Leave out any pictures and transcribe all other data below exactly.

---*---

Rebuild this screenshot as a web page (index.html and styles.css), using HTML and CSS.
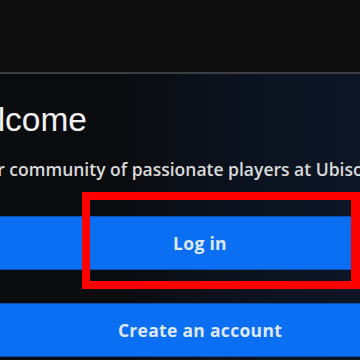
FILE: index.html
```html
<!DOCTYPE html>
<html lang="en">
<head>
<meta charset="utf-8">
<link rel="stylesheet" href="styles.css">
</head>
<body>
<div class="backdrop"></div>
<div class="modal">
  <div class="content">
    <h1 class="title">Welcome</h1>
    <p class="subtitle">Join our community of passionate players at Ubisoft</p>
    <div class="actions">
      <button class="btn">Log in</button>
      <button class="btn">Create an account</button>
    </div>
  </div>
  <div class="highlight"></div>
</div>
</body>
</html>
```
FILE: styles.css
```css
html, body {
  margin: 0;
  padding: 0;
  width: 360px;
  height: 360px;
  overflow: hidden;
  background: #0e0e0f;
}
.backdrop {
  height: 72px;
  background: #0e0e0f;
}
.modal {
  position: relative;
  height: 288px;
  border-top: 2px solid #3b3e43;
  background: linear-gradient(90deg, #0b0c0f 0%, #0b0c10 35%, #0c1320 70%, #0e1626 100%);
  overflow: hidden;
}
.content {
  margin-left: -61px;
  width: 522px;
  display: flex;
  flex-direction: column;
}
.title {
  margin: 26px 0 0 0;
  padding-left: 9px;
  font-family: "Liberation Sans", Arial, sans-serif;
  font-weight: 400;
  font-size: 33.5px;
  line-height: 40px;
  color: #f2f2f2;
  white-space: nowrap;
}
.subtitle {
  margin: 17px 0 0 0;
  font-family: "Open Sans", sans-serif;
  font-weight: 600;
  font-size: 17.5px;
  line-height: 24px;
  color: #dadada;
  white-space: nowrap;
}
.actions {
  margin-top: 35px;
  display: flex;
  flex-direction: column;
  gap: 33px;
}
.btn {
  height: 54px;
  border: 0;
  border-top: 1px solid #0a4fae;
  border-bottom: 1px solid #0a4fae;
  background: #0b6ff3;
  color: #dfe8f6;
  font-family: "Open Sans", sans-serif;
  font-weight: 700;
  font-size: 17.5px;
  letter-spacing: 0.3px;
  padding: 0;
}
.highlight {
  position: absolute;
  left: 82px;
  top: 118px;
  width: 261px;
  height: 81px;
  border: 8px solid #ff0000;
  border-right-width: 9px;
}
```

---*---

Task result
Rebuild this screenshot as a web page (index.html and styles.css), using HTML and CSS.
FILE: index.html
```html
<!DOCTYPE html>
<html lang="en">
<head>
<meta charset="utf-8">
<link rel="stylesheet" href="styles.css">
</head>
<body>
<div class="backdrop"></div>
<div class="modal">
  <div class="content">
    <h1 class="title">Welcome</h1>
    <p class="subtitle">Join our community of passionate players at Ubisoft</p>
    <div class="actions">
      <button class="btn">Log in</button>
      <button class="btn">Create an account</button>
    </div>
  </div>
  <div class="highlight"></div>
</div>
</body>
</html>
```
FILE: styles.css
```css
html, body {
  margin: 0;
  padding: 0;
  width: 360px;
  height: 360px;
  overflow: hidden;
  background: #0e0e0f;
}
.backdrop {
  height: 72px;
  background: #0e0e0f;
}
.modal {
  position: relative;
  height: 288px;
  border-top: 2px solid #3b3e43;
  background: linear-gradient(90deg, #0b0c0f 0%, #0b0c10 35%, #0c1320 70%, #0e1626 100%);
  overflow: hidden;
}
.content {
  margin-left: -61px;
  width: 522px;
  display: flex;
  flex-direction: column;
}
.title {
  margin: 26px 0 0 0;
  padding-left: 9px;
  font-family: "Liberation Sans", Arial, sans-serif;
  font-weight: 400;
  font-size: 33.5px;
  line-height: 40px;
  color: #f2f2f2;
  white-space: nowrap;
}
.subtitle {
  margin: 17px 0 0 0;
  font-family: "Open Sans", sans-serif;
  font-weight: 600;
  font-size: 17.5px;
  line-height: 24px;
  color: #dadada;
  white-space: nowrap;
}
.actions {
  margin-top: 35px;
  display: flex;
  flex-direction: column;
  gap: 33px;
}
.btn {
  height: 54px;
  border: 0;
  border-top: 1px solid #0a4fae;
  border-bottom: 1px solid #0a4fae;
  background: #0b6ff3;
  color: #dfe8f6;
  font-family: "Open Sans", sans-serif;
  font-weight: 700;
  font-size: 17.5px;
  letter-spacing: 0.3px;
  padding: 0;
}
.highlight {
  position: absolute;
  left: 82px;
  top: 118px;
  width: 261px;
  height: 81px;
  border: 8px solid #ff0000;
  border-right-width: 9px;
}
```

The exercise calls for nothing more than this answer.